Del frío surgió Gerald Ciolek
El inesperado ciclista alemán derrotó al favorito Sagan con su último golpe de riñones
Hubo un tiempo, antaño, en el que los ciclistas no levantaban los brazos siquiera cuando ganaban una carrera. Con mucha timidez, y solo después de haber cruzado la meta, la mayoría se limitaba a levantar tímidamente un brazo para saludar al público, para hacerle saber, sobre todo, y en caso de llegada apurada, quién había ganado. Estas historias que cuentan los viejos del ciclismo, los que las tardes oscuras de invierno pasan las horas en sus casas repasando su vida interminable, los álbumes con las fotos en blanco y negro y borrosas de sus carreras, suenan a chino ahora, claro, en los tiempos en los que los ciclistas son una especie de narcisos, maestros del autorretrato con teléfono, caras devastadas, y del tuit veloz, su mejor forma de expresión ya, su mejor forma de decir, eh, soy un ciclista, un tipo duro, y no hay tormenta de nieve, ni viento helado, ni lluvia glacial que me azota, que me pueda frenar.

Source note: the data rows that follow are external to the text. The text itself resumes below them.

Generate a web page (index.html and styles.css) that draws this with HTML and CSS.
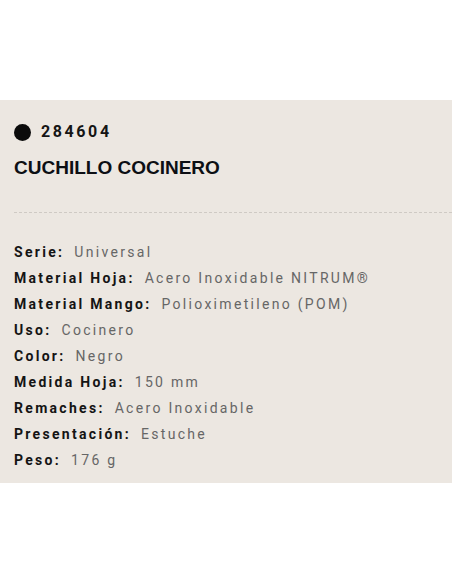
FILE: index.html
```html
<!DOCTYPE html>
<html lang="es">
<head>
<meta charset="utf-8">
<title>Cuchillo Cocinero</title>
<link rel="stylesheet" href="styles.css">
</head>
<body>
<section class="panel">
  <div class="ref"><span class="dot"></span><span class="code">284604</span></div>
  <h1 class="title">CUCHILLO COCINERO</h1>
  <hr class="sep">
  <ul class="specs">
    <li><b>Serie:</b><span>Universal</span></li>
    <li><b>Material Hoja:</b><span>Acero Inoxidable NITRUM®</span></li>
    <li><b>Material Mango:</b><span>Polioximetileno (POM)</span></li>
    <li><b>Uso:</b><span>Cocinero</span></li>
    <li><b>Color:</b><span>Negro</span></li>
    <li><b>Medida Hoja:</b><span>150 mm</span></li>
    <li><b>Remaches:</b><span>Acero Inoxidable</span></li>
    <li><b>Presentación:</b><span>Estuche</span></li>
    <li><b>Peso:</b><span>176 g</span></li>
  </ul>
</section>
</body>
</html>
```
FILE: styles.css
```css
html, body {
  margin: 0;
  padding: 0;
  background: #ffffff;
}
body {
  font-family: Roboto, "Liberation Sans", Arial, sans-serif;
  color: #111;
}
.panel {
  margin-top: 100px;
  height: 383px;
  box-sizing: border-box;
  background: #ece7e1;
  padding: 24px 0 0 14px;
}
.ref {
  display: flex;
  align-items: center;
  gap: 10px;
  height: 16px;
}
.dot {
  width: 17px;
  height: 17px;
  border-radius: 50%;
  background: #0b0b0b;
}
.code {
  font-size: 16px;
  font-weight: 700;
  letter-spacing: 2.6px;
  color: #151515;
  line-height: 16px;
}
.title {
  margin: 17px 0 0;
  font-family: "Liberation Sans", Arial, sans-serif;
  font-size: 19px;
  font-weight: 700;
  line-height: 22px;
  color: #0d0f14;
}
.sep {
  margin: 33px 0 0;
  border: 0;
  border-top: 1px dashed #cfcac4;
  height: 0;
}
.specs {
  list-style: none;
  margin: 26px 0 0;
  padding: 0;
}
.specs li {
  display: flex;
  gap: 10px;
  font-size: 14px;
  line-height: 26px;
  letter-spacing: 2.3px;
}
.specs b {
  font-weight: 700;
  color: #141414;
}
.specs span {
  color: #666666;
}
```
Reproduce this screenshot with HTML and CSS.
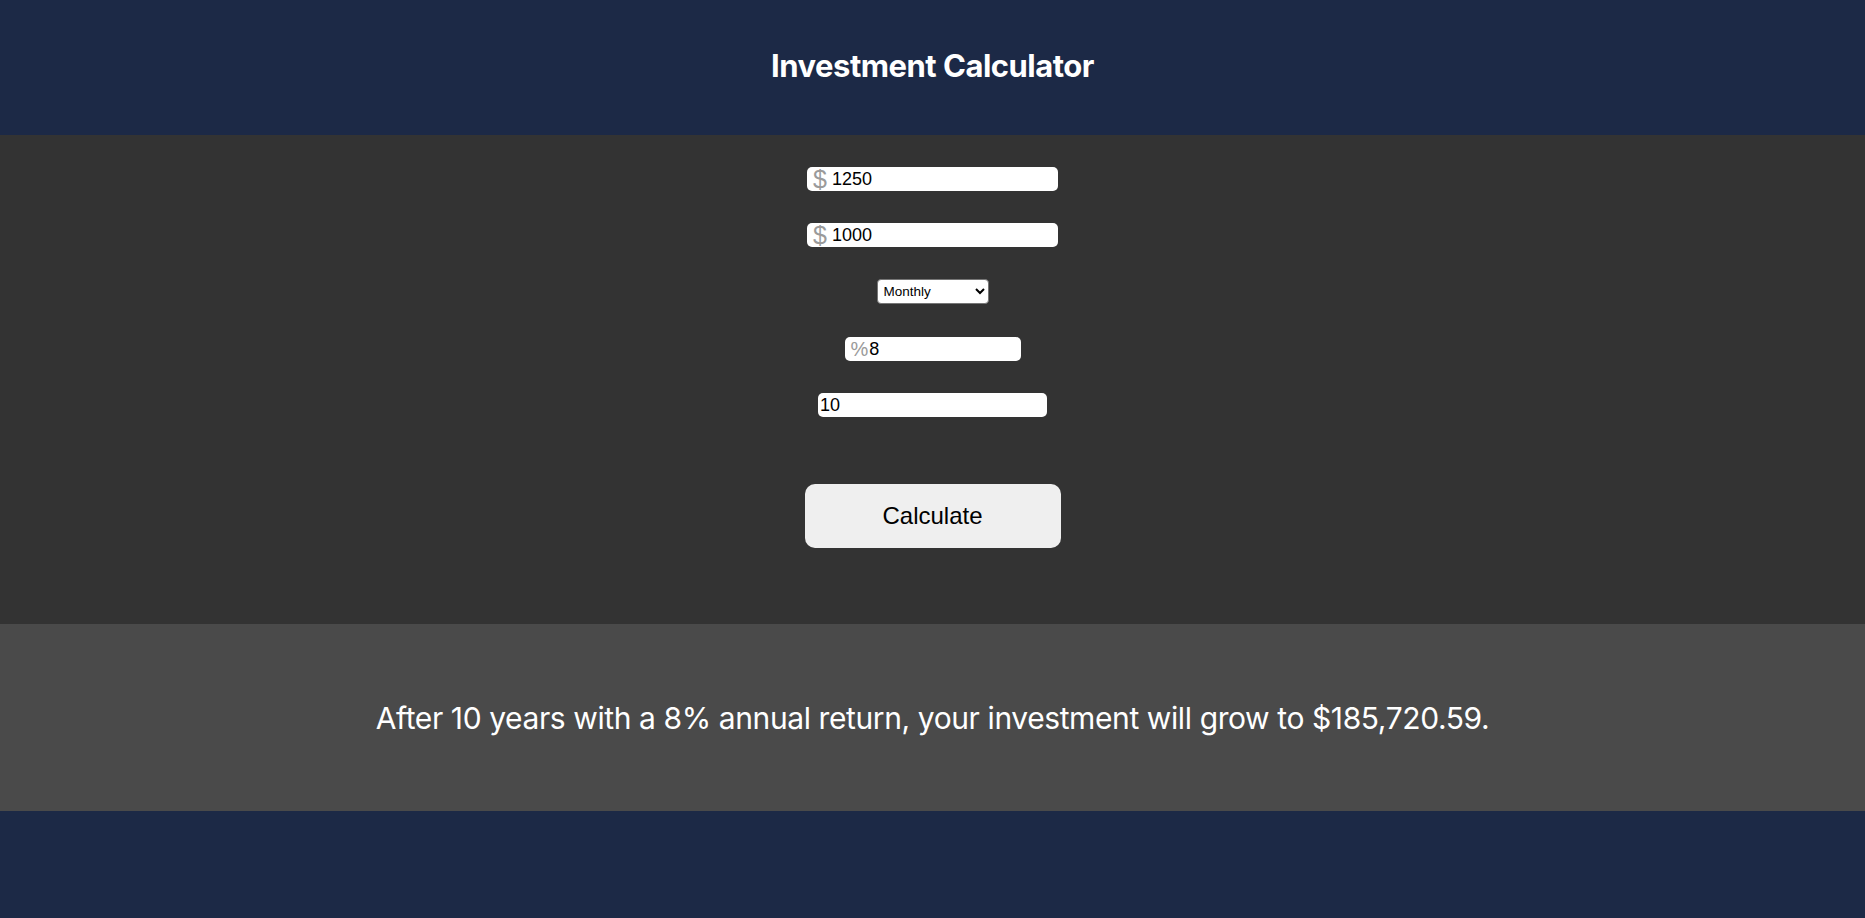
FILE: index.html
```html
<!DOCTYPE html>
<html lang="en">
<head>
<meta charset="utf-8">
<title>Investment Calculator</title>
<link rel="stylesheet" href="styles.css">
</head>
<body>
<header class="header">
  <h1 class="title">Investment Calculator</h1>
</header>
<main class="calc">
  <div class="field field-money">
    <span class="prefix">$</span>
    <input class="input" type="text" value="1250">
  </div>
  <div class="field field-money">
    <span class="prefix">$</span>
    <input class="input" type="text" value="1000">
  </div>
  <div class="row">
    <select class="select">
      <option>Monthly</option>
      <option>Yearly</option>
    </select>
  </div>
  <div class="field field-pct">
    <span class="prefix prefix-pct">%</span>
    <input class="input" type="text" value="8">
  </div>
  <div class="field field-years">
    <input class="input" type="text" value="10">
  </div>
  <button class="btn" type="button">Calculate</button>
</main>
<section class="result">
  <p class="result-text">After 10 years with a 8% annual return, your investment will grow to $185,720.59.</p>
</section>
<footer class="footer"></footer>
</body>
</html>
```
FILE: styles.css
```css
* { box-sizing: border-box; }
html, body { margin: 0; padding: 0; }
body {
  background: #1c2946;
  font-family: "Liberation Sans", Arial, sans-serif;
  min-height: 918px;
}
.header {
  height: 135px;
  background: #1c2946;
  display: flex;
  align-items: center;
  justify-content: center;
}
.title {
  margin: 0 0 4px;
  color: #fff;
  font-family: Inter, "Noto Sans", sans-serif;
  font-weight: 700;
  font-size: 31px;
  letter-spacing: -0.5px;
}
.calc {
  background: #333333;
  height: 489px;
  padding-top: 32px;
  display: flex;
  flex-direction: column;
  align-items: center;
}
.field {
  height: 24px;
  background: #fff;
  border-radius: 5px;
  display: flex;
  align-items: center;
  margin-bottom: 32px;
}
.field-money { width: 251px; padding-left: 6px; }
.field-pct { width: 176px; padding-left: 6px; }
.field-years { width: 229px; padding-left: 2px; }
.prefix {
  color: #9a9a9a;
  font-size: 25px;
  line-height: 24px;
  margin-right: 5px;
}
.prefix-pct {
  font-size: 20px;
  margin-right: 1px;
}
.input {
  border: none;
  outline: none;
  background: transparent;
  font-family: "Liberation Sans", Arial, sans-serif;
  font-size: 18px;
  color: #000;
  padding: 0;
  width: 100%;
  height: 24px;
}
.row {
  height: 25px;
  margin-bottom: 33px;
}
.select {
  width: 112px;
  height: 25px;
  font-family: "Liberation Sans", Arial, sans-serif;
  font-size: 13.5px;
  background: #fff;
  border: 1px solid #767676;
  border-radius: 4px;
  color: #000;
  padding: 0 2px;
}
.btn {
  margin-top: 35px;
  width: 256px;
  height: 64px;
  background: #efefef;
  border: none;
  border-radius: 10px;
  font-family: "Liberation Sans", Arial, sans-serif;
  font-size: 24px;
  color: #000;
}
.result {
  background: #4a4a4a;
  height: 187px;
  display: flex;
  align-items: center;
  justify-content: center;
}
.result-text {
  margin: 0;
  color: #fff;
  font-family: Inter, "Noto Sans", sans-serif;
  font-size: 30px;
  letter-spacing: -0.4px;
  font-weight: 400;
}
.footer {
  height: 107px;
  background: #1c2946;
}
```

Al fabuloso Peter Sagan, quien aún no ha ganado una gran clásica, le encanta celebrar sus victorias, y como, a pesar de ganar casi siempre en llegadas al sprint, suele imponerse con cierta diferencia, le da tiempo para celebraciones, a lo Hulk, a lo Forrest Gump, que le han hecho casi más famoso que sus increíbles cualidades ciclistas. Entre ellas no entra la inteligencia práctica, como se vio en los últimos metros del Lungomare Italo Calvino, y como les suele ocurrirle a los que se ven tan superiores que no piensan que nadie les pueda derrotar.
El mejor español fue Ventoso, 11º, cuarto en el sprint de los derrotados
Sagan no ganó la Classicissima, sin embargo, se encontraba en una situación ideal: ninguno tan rápido como él en el grupo de seis establecido en dos tandas —dos en el descenso de la Cipressa: Chavanel y Stannard; cuatro en los últimos metros del Poggio: Sagan, Ciolek, Cancellara y Paolini— que se jugó la victoria en la última recta. Quizás por eso perdió. Mal situado (en cabeza) a 300 metros, vio por el rabillo cómo por la derecha aceleraba Chavanel. Entonces, en vez de dejarle pasar al francés para remacharle en una distancia más corta, inexplicablemente aceleró a su vez: un caramelo para Ciolek, que es rápido y bueno, (campeón de Alemania a los 19 años, campeón del mundo sub 23 en Salzburgo). Cogió la rueda del eslovaco y en el último metro le superó por un tubular.
Como casi todos los ciclistas de la Milán-San Remo de ayer, la de la gran nevada en el oscuro Turchino y en Le Manie, la del cielo gris y feo en la costa, la del tiempo más feo (si aquello parecía Inglaterra en agosto) que se recuerda, el ganador inesperado, Gerald Ciolek, un alemán de 26 años que corre en un equipo sudafricano prácticamente por la voluntad, tuiteó a sus 1.230 seguidores una foto durante el traslado en autobús que tuvieron que hacer los corredores para salvar los puertos impracticables por la nieve. Pero en ella no se ve su cara martirizada, como en las de sus compañeros, sino simplemente sus piernas y su maillot sobre un asiento. Tampoco levantó los brazos al ganar. Pero no parece que por falta de ganas, sino por imposibilidad. No se puede, es físicamente imposible (si uno no se llama Sagan, el acróbata, claro), dar un golpe de riñones, alargar al mismo tiempo el manillar con los brazos, exhalar la última bocanada de aire y levantar los brazos al mismo tiempo. Solo después, unos metros más tarde, educado, levantó la mano derecha: sí, había ganado él, que surgió del frío.
El mejor español fue Ventoso, 11º, cuarto en el sprint de los derrotados.